Depending on your medical health coverage, you might have to repay a lien.

In the previous section on liens, we said that shouldn’t spend your whole settlement right away. Set aside whatever money was spent on medical bills, then wait to see if a lien is requested.

You're not expected to voluntarily repay your medical health coverage provider. To get their money back, your insurance company will have to contact you first.

Of course, they may have formally requested the lien against your personal injury settlement the moment they paid your medical bills. In that case you may immediately have to send them a check.

If your medical health coverage is through an HMO, you can often get away with repaying only a partial lien. Most private types of health care coverage, your own insurance company for instance, probably wouldn't allow this kind of partial repayment.

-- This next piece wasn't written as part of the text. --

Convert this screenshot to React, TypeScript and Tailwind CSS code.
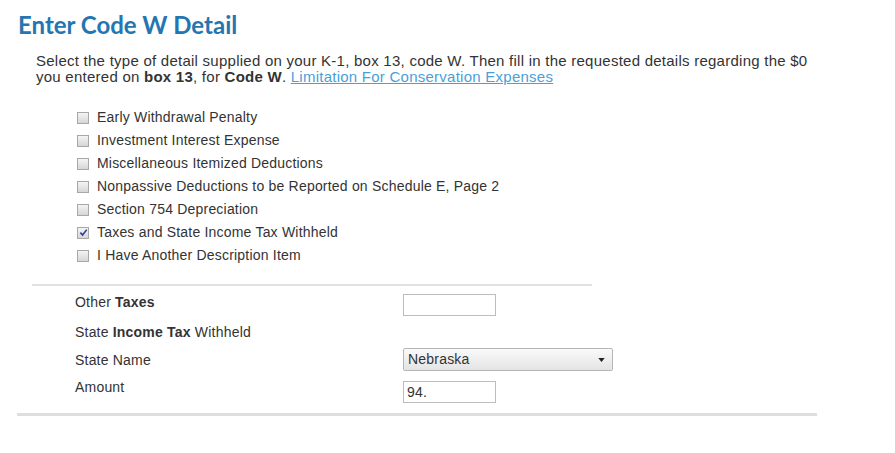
import React from "react";

const items = [
  { label: "Early Withdrawal Penalty", checked: false },
  { label: "Investment Interest Expense", checked: false },
  { label: "Miscellaneous Itemized Deductions", checked: false },
  { label: "Nonpassive Deductions to be Reported on Schedule E, Page 2", checked: false },
  { label: "Section 754 Depreciation", checked: false },
  { label: "Taxes and State Income Tax Withheld", checked: true },
  { label: "I Have Another Description Item", checked: false },
];

function Box({ checked }: { checked: boolean }) {
  return (
    <span className="relative flex h-[12px] w-[12px] items-center justify-center border border-[#a8a8a8] bg-gradient-to-b from-[#f4f4f4] to-[#d6d6d6]">
      {checked ? (
        <svg viewBox="0 0 10 10" className="h-[9px] w-[9px]">
          <path d="M1.5 5.2 L4 7.8 L8.6 1.8" fill="none" stroke="#2a3f9a" strokeWidth="1.8" />
        </svg>
      ) : null}
    </span>
  );
}

export default function App() {
  return (
    <div className="h-[453px] w-[895px] bg-white font-['Liberation_Sans',Arial,sans-serif] text-[14px] tracking-[0.2px] text-[#333]">
      <h1 className="pl-[18px] pt-[11px] font-['Lato',sans-serif] text-[24px] font-bold leading-[27px] tracking-normal text-[#2576b0]">
        Enter Code W Detail
      </h1>

      <p className="ml-[36px] mt-[15px] w-[785px] text-[15px] leading-[16px] tracking-[0.25px]">
        Select the type of detail supplied on your K-1, box 13, code W. Then fill in the requested details regarding the $0
        you entered on <b>box 13</b>, for <b>Code W</b>.{" "}
        <a href="#" className="text-[#4a9fd8] underline">
          Limitation For Conservation Expenses
        </a>
      </p>

      <div className="ml-[77px] mt-[21px] flex flex-col">
        {items.map((item) => (
          <label key={item.label} className="flex h-[23px] items-center gap-[8px]">
            <Box checked={item.checked} />
            <span>{item.label}</span>
          </label>
        ))}
      </div>

      <div className="ml-[32px] mt-[17px] h-[2px] w-[560px] bg-[#e2e2e2]" />

      <div className="ml-[75px] mt-[8px] flex flex-col">
        <div className="flex h-[30px] items-start">
          <span className="mt-[1px] w-[328px] leading-[15px]">
            Other <b>Taxes</b>
          </span>
          <div className="h-[22px] w-[93px] border border-[#bdbdbd] bg-white" />
        </div>
        <div className="flex h-[24px] items-start">
          <span className="mt-[1px] w-[328px] leading-[15px]">
            State <b>Income Tax</b> Withheld
          </span>
        </div>
        <div className="flex h-[33px] items-start">
          <span className="mt-[5px] w-[328px] leading-[15px]">State Name</span>
          <div className="flex h-[23px] w-[210px] items-center justify-between rounded-[2px] border border-[#b5b5b5] bg-gradient-to-b from-[#fafafa] to-[#e4e4e4] pl-[4px] pr-[7px]">
            <span>Nebraska</span>
            <svg viewBox="0 0 8 5" className="h-[4px] w-[7px]">
              <path d="M0 0 H8 L4 5 Z" fill="#222" />
            </svg>
          </div>
        </div>
        <div className="flex h-[22px] items-start">
          <span className="-mt-[1px] w-[328px] leading-[15px]">Amount</span>
          <div className="flex h-[22px] w-[93px] items-center border border-[#bdbdbd] bg-white pl-[3px]">94.</div>
        </div>
      </div>

      <div className="ml-[17px] mt-[10px] h-[3px] w-[800px] bg-[#dedede]" />
    </div>
  );
}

The process of partial lien repayment involves a few phone calls and some further negotiations. An HMO provider is usually willing to listen to you in these cases. They know that if it wasn’t for your trouble in pursuing the claim, they never would have gotten any money back at all. So, in a way, your injury settlement is actually doing them a favor.

You do have some leverage against HMO health coverage. There's no definitive way to determine how much of your personal injury settlement was for medical bills and how much was for pain and suffering.

So, if the total settlement was five times greater than the bills, you don’t have much room to negotiate. But, if the settlement was only two or three times the medical bills, you can argue that the medical bills were only partly covered, leaving the rest for your other damages.

Most HMOs have a policy in place that's prepared for this type of negotiation. This means that when you contact them they'll put you in touch with whoever handles their medical health coverage liens.

They're probably aware of all the arguments you'll make against paying the full lien. Make those points anyway, it definitely won’t hurt you.

If your health care coverage is through Medicare, then the wheels will turn much more slowly. As with any government organization, things can get lost in the shuffle and cases can take longer to be reviewed - but they are less likely to request a lien.

If they do, there are usually provisions in place that automatically deduct a certain percentage of the bills. So no matter what your total personal injury settlement was, they'll only request that amount (e.g. only 75% of the medical bills have to be repaid).